◆ **Direction**
Write out the material exactly, leaving every picture behind.

◆ **Dataset content**
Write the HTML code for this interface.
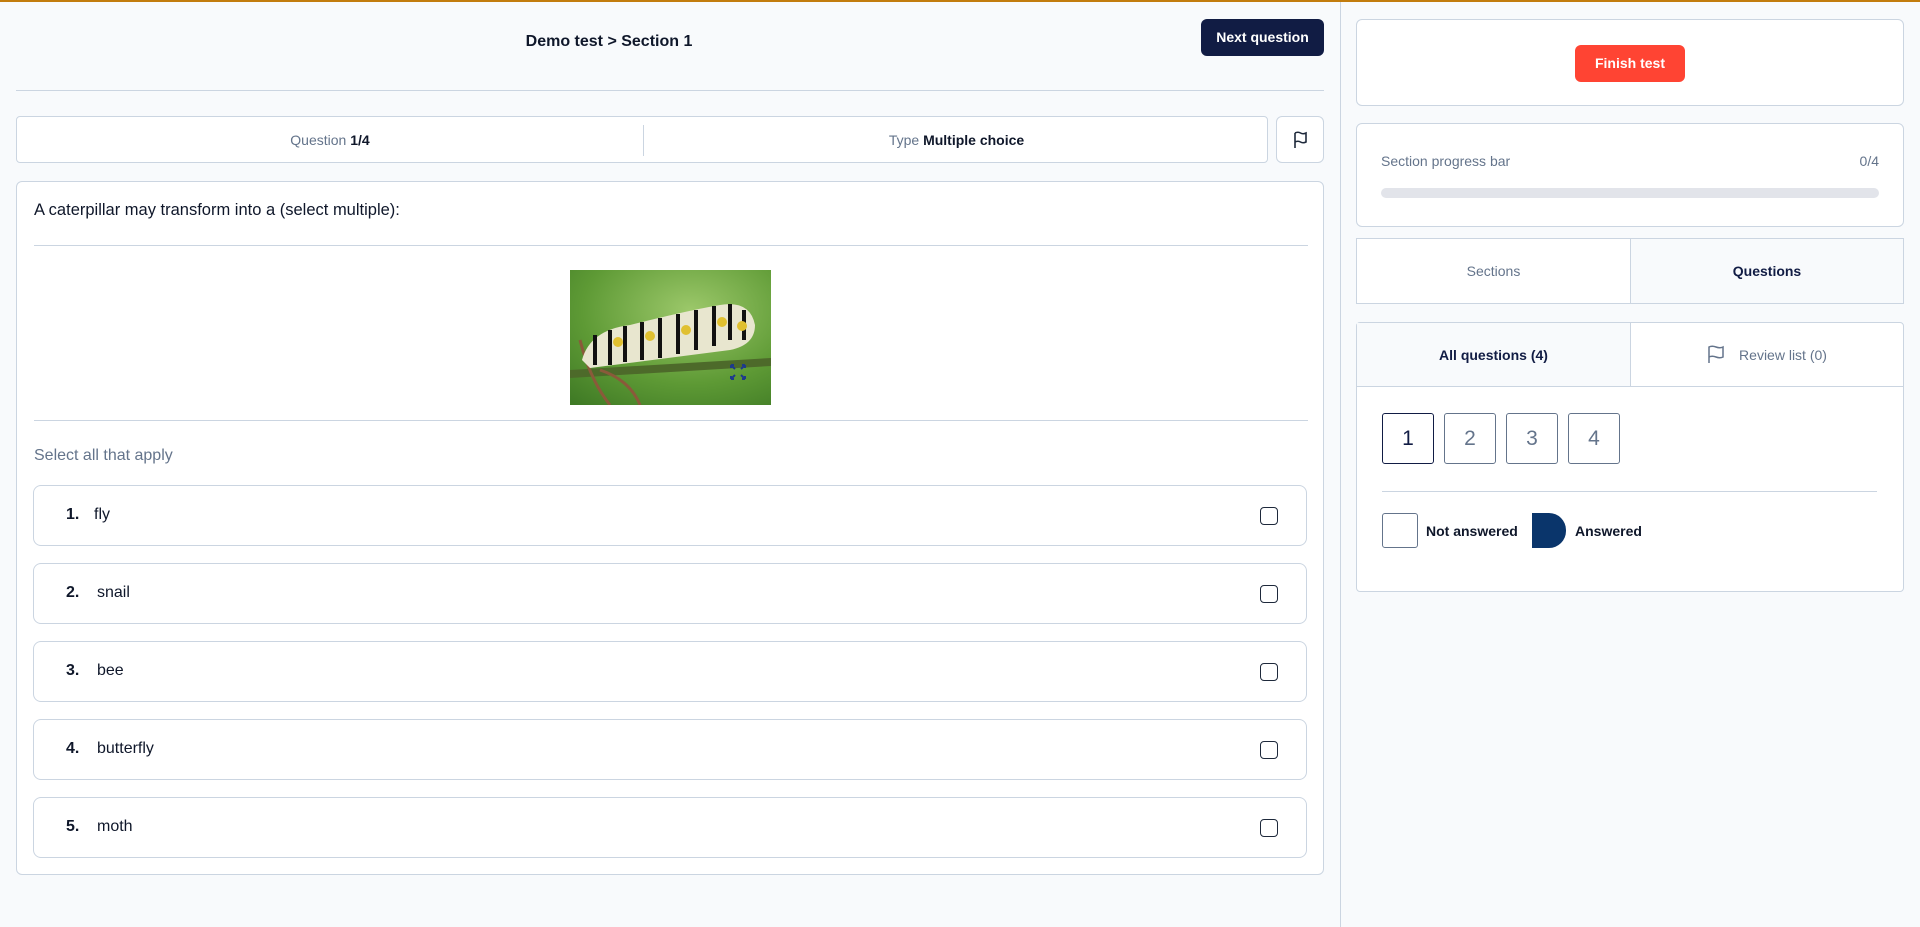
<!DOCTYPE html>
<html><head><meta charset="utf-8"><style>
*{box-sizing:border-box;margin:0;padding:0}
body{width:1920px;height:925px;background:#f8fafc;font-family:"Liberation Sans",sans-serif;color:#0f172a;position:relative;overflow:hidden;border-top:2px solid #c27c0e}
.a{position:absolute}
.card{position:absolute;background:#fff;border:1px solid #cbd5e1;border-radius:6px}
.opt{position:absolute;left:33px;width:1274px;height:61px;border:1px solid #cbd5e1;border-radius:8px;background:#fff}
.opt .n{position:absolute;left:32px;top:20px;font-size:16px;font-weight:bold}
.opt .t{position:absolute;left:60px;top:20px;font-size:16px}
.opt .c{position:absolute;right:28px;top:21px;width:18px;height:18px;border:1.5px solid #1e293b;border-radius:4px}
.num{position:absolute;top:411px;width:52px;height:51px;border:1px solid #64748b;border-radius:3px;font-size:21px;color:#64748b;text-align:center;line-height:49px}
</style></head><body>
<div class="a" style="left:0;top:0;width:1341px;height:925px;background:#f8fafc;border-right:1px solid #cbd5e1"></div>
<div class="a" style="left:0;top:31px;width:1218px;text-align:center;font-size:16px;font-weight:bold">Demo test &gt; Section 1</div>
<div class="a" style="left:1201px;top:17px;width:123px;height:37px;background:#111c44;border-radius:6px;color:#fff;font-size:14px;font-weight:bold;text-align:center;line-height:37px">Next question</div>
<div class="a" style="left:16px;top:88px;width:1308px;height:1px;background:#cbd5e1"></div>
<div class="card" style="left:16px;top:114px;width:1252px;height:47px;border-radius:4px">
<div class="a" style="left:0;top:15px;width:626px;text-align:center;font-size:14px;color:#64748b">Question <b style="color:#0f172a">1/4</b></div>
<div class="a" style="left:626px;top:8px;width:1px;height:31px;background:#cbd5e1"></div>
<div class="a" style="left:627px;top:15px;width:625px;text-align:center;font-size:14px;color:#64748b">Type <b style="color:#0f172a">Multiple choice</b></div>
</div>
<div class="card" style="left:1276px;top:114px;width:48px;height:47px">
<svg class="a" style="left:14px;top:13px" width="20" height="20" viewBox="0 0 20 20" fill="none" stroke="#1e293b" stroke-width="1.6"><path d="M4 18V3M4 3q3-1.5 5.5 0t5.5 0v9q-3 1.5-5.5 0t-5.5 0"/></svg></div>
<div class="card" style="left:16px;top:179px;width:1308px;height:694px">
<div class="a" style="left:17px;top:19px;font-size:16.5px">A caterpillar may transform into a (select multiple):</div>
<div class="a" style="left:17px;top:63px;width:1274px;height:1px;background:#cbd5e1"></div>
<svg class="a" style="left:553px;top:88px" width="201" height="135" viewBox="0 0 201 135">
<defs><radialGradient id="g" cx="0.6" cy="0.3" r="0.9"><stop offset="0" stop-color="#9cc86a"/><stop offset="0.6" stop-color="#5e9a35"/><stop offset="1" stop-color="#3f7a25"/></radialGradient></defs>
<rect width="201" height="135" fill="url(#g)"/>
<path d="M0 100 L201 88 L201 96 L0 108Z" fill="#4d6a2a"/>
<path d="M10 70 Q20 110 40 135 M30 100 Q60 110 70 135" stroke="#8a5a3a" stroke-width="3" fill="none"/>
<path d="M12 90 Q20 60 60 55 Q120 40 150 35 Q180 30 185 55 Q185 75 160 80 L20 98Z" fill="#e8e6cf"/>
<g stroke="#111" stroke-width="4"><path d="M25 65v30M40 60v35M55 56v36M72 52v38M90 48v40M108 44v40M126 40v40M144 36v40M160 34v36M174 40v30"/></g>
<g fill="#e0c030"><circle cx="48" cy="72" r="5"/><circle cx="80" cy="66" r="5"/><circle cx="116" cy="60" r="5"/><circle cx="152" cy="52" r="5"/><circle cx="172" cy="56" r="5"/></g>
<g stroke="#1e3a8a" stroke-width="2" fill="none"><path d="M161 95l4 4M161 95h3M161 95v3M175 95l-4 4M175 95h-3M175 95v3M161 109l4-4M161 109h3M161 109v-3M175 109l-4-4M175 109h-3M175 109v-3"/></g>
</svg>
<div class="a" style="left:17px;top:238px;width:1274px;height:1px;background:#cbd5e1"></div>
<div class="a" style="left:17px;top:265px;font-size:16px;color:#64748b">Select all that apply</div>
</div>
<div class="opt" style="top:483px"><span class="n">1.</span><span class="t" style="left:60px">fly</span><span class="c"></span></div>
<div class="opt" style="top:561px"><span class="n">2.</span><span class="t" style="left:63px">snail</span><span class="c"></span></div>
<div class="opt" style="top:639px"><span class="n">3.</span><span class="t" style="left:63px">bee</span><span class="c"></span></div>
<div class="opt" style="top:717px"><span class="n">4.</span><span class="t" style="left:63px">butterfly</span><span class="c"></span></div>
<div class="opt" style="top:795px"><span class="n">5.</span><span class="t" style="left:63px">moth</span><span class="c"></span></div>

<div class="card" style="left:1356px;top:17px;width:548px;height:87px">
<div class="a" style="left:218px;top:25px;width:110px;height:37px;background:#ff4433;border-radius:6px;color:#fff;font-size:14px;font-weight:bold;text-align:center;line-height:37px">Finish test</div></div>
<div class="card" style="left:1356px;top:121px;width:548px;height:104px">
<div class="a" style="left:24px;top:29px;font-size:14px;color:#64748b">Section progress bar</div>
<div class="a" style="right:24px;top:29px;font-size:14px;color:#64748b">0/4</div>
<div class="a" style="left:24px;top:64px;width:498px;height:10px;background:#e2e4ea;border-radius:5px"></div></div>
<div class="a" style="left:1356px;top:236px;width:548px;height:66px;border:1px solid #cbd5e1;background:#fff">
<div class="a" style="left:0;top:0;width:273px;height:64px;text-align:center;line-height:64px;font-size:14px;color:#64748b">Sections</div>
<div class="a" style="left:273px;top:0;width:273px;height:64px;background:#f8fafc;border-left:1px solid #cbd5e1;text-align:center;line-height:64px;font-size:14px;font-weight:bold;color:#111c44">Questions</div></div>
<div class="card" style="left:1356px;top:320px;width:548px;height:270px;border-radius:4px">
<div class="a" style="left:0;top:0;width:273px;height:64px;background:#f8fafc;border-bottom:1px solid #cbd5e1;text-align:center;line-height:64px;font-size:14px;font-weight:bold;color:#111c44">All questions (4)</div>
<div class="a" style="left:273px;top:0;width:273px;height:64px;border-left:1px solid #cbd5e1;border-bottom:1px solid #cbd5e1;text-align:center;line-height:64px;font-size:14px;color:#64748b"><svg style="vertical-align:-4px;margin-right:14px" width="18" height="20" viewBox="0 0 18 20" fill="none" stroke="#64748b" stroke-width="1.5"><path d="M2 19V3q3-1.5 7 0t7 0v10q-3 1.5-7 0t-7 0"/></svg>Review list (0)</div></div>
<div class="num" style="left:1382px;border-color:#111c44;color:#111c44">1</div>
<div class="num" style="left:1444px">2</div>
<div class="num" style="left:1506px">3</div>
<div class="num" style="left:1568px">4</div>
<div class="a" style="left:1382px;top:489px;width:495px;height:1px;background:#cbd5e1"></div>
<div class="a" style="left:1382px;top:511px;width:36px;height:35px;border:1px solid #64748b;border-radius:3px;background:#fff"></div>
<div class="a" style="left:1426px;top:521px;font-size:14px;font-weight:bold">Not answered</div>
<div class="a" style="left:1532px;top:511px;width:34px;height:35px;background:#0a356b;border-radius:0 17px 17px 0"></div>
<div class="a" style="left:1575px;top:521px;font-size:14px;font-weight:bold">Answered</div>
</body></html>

◆ **Written response**
Write the HTML code for this interface.
<!DOCTYPE html>
<html><head><meta charset="utf-8"><style>
*{box-sizing:border-box;margin:0;padding:0}
body{width:1920px;height:925px;background:#f8fafc;font-family:"Liberation Sans",sans-serif;color:#0f172a;position:relative;overflow:hidden;border-top:2px solid #c27c0e}
.a{position:absolute}
.card{position:absolute;background:#fff;border:1px solid #cbd5e1;border-radius:6px}
.opt{position:absolute;left:33px;width:1274px;height:61px;border:1px solid #cbd5e1;border-radius:8px;background:#fff}
.opt .n{position:absolute;left:32px;top:20px;font-size:16px;font-weight:bold}
.opt .t{position:absolute;left:60px;top:20px;font-size:16px}
.opt .c{position:absolute;right:28px;top:21px;width:18px;height:18px;border:1.5px solid #1e293b;border-radius:4px}
.num{position:absolute;top:411px;width:52px;height:51px;border:1px solid #64748b;border-radius:3px;font-size:21px;color:#64748b;text-align:center;line-height:49px}
</style></head><body>
<div class="a" style="left:0;top:0;width:1341px;height:925px;background:#f8fafc;border-right:1px solid #cbd5e1"></div>
<div class="a" style="left:0;top:31px;width:1218px;text-align:center;font-size:16px;font-weight:bold">Demo test &gt; Section 1</div>
<div class="a" style="left:1201px;top:17px;width:123px;height:37px;background:#111c44;border-radius:6px;color:#fff;font-size:14px;font-weight:bold;text-align:center;line-height:37px">Next question</div>
<div class="a" style="left:16px;top:88px;width:1308px;height:1px;background:#cbd5e1"></div>
<div class="card" style="left:16px;top:114px;width:1252px;height:47px;border-radius:4px">
<div class="a" style="left:0;top:15px;width:626px;text-align:center;font-size:14px;color:#64748b">Question <b style="color:#0f172a">1/4</b></div>
<div class="a" style="left:626px;top:8px;width:1px;height:31px;background:#cbd5e1"></div>
<div class="a" style="left:627px;top:15px;width:625px;text-align:center;font-size:14px;color:#64748b">Type <b style="color:#0f172a">Multiple choice</b></div>
</div>
<div class="card" style="left:1276px;top:114px;width:48px;height:47px">
<svg class="a" style="left:14px;top:13px" width="20" height="20" viewBox="0 0 20 20" fill="none" stroke="#1e293b" stroke-width="1.6"><path d="M4 18V3M4 3q3-1.5 5.5 0t5.5 0v9q-3 1.5-5.5 0t-5.5 0"/></svg></div>
<div class="card" style="left:16px;top:179px;width:1308px;height:694px">
<div class="a" style="left:17px;top:19px;font-size:16.5px">A caterpillar may transform into a (select multiple):</div>
<div class="a" style="left:17px;top:63px;width:1274px;height:1px;background:#cbd5e1"></div>
<svg class="a" style="left:553px;top:88px" width="201" height="135" viewBox="0 0 201 135">
<defs><radialGradient id="g" cx="0.6" cy="0.3" r="0.9"><stop offset="0" stop-color="#9cc86a"/><stop offset="0.6" stop-color="#5e9a35"/><stop offset="1" stop-color="#3f7a25"/></radialGradient></defs>
<rect width="201" height="135" fill="url(#g)"/>
<path d="M0 100 L201 88 L201 96 L0 108Z" fill="#4d6a2a"/>
<path d="M10 70 Q20 110 40 135 M30 100 Q60 110 70 135" stroke="#8a5a3a" stroke-width="3" fill="none"/>
<path d="M12 90 Q20 60 60 55 Q120 40 150 35 Q180 30 185 55 Q185 75 160 80 L20 98Z" fill="#e8e6cf"/>
<g stroke="#111" stroke-width="4"><path d="M25 65v30M40 60v35M55 56v36M72 52v38M90 48v40M108 44v40M126 40v40M144 36v40M160 34v36M174 40v30"/></g>
<g fill="#e0c030"><circle cx="48" cy="72" r="5"/><circle cx="80" cy="66" r="5"/><circle cx="116" cy="60" r="5"/><circle cx="152" cy="52" r="5"/><circle cx="172" cy="56" r="5"/></g>
<g stroke="#1e3a8a" stroke-width="2" fill="none"><path d="M161 95l4 4M161 95h3M161 95v3M175 95l-4 4M175 95h-3M175 95v3M161 109l4-4M161 109h3M161 109v-3M175 109l-4-4M175 109h-3M175 109v-3"/></g>
</svg>
<div class="a" style="left:17px;top:238px;width:1274px;height:1px;background:#cbd5e1"></div>
<div class="a" style="left:17px;top:265px;font-size:16px;color:#64748b">Select all that apply</div>
</div>
<div class="opt" style="top:483px"><span class="n">1.</span><span class="t" style="left:60px">fly</span><span class="c"></span></div>
<div class="opt" style="top:561px"><span class="n">2.</span><span class="t" style="left:63px">snail</span><span class="c"></span></div>
<div class="opt" style="top:639px"><span class="n">3.</span><span class="t" style="left:63px">bee</span><span class="c"></span></div>
<div class="opt" style="top:717px"><span class="n">4.</span><span class="t" style="left:63px">butterfly</span><span class="c"></span></div>
<div class="opt" style="top:795px"><span class="n">5.</span><span class="t" style="left:63px">moth</span><span class="c"></span></div>

<div class="card" style="left:1356px;top:17px;width:548px;height:87px">
<div class="a" style="left:218px;top:25px;width:110px;height:37px;background:#ff4433;border-radius:6px;color:#fff;font-size:14px;font-weight:bold;text-align:center;line-height:37px">Finish test</div></div>
<div class="card" style="left:1356px;top:121px;width:548px;height:104px">
<div class="a" style="left:24px;top:29px;font-size:14px;color:#64748b">Section progress bar</div>
<div class="a" style="right:24px;top:29px;font-size:14px;color:#64748b">0/4</div>
<div class="a" style="left:24px;top:64px;width:498px;height:10px;background:#e2e4ea;border-radius:5px"></div></div>
<div class="a" style="left:1356px;top:236px;width:548px;height:66px;border:1px solid #cbd5e1;background:#fff">
<div class="a" style="left:0;top:0;width:273px;height:64px;text-align:center;line-height:64px;font-size:14px;color:#64748b">Sections</div>
<div class="a" style="left:273px;top:0;width:273px;height:64px;background:#f8fafc;border-left:1px solid #cbd5e1;text-align:center;line-height:64px;font-size:14px;font-weight:bold;color:#111c44">Questions</div></div>
<div class="card" style="left:1356px;top:320px;width:548px;height:270px;border-radius:4px">
<div class="a" style="left:0;top:0;width:273px;height:64px;background:#f8fafc;border-bottom:1px solid #cbd5e1;text-align:center;line-height:64px;font-size:14px;font-weight:bold;color:#111c44">All questions (4)</div>
<div class="a" style="left:273px;top:0;width:273px;height:64px;border-left:1px solid #cbd5e1;border-bottom:1px solid #cbd5e1;text-align:center;line-height:64px;font-size:14px;color:#64748b"><svg style="vertical-align:-4px;margin-right:14px" width="18" height="20" viewBox="0 0 18 20" fill="none" stroke="#64748b" stroke-width="1.5"><path d="M2 19V3q3-1.5 7 0t7 0v10q-3 1.5-7 0t-7 0"/></svg>Review list (0)</div></div>
<div class="num" style="left:1382px;border-color:#111c44;color:#111c44">1</div>
<div class="num" style="left:1444px">2</div>
<div class="num" style="left:1506px">3</div>
<div class="num" style="left:1568px">4</div>
<div class="a" style="left:1382px;top:489px;width:495px;height:1px;background:#cbd5e1"></div>
<div class="a" style="left:1382px;top:511px;width:36px;height:35px;border:1px solid #64748b;border-radius:3px;background:#fff"></div>
<div class="a" style="left:1426px;top:521px;font-size:14px;font-weight:bold">Not answered</div>
<div class="a" style="left:1532px;top:511px;width:34px;height:35px;background:#0a356b;border-radius:0 17px 17px 0"></div>
<div class="a" style="left:1575px;top:521px;font-size:14px;font-weight:bold">Answered</div>
</body></html>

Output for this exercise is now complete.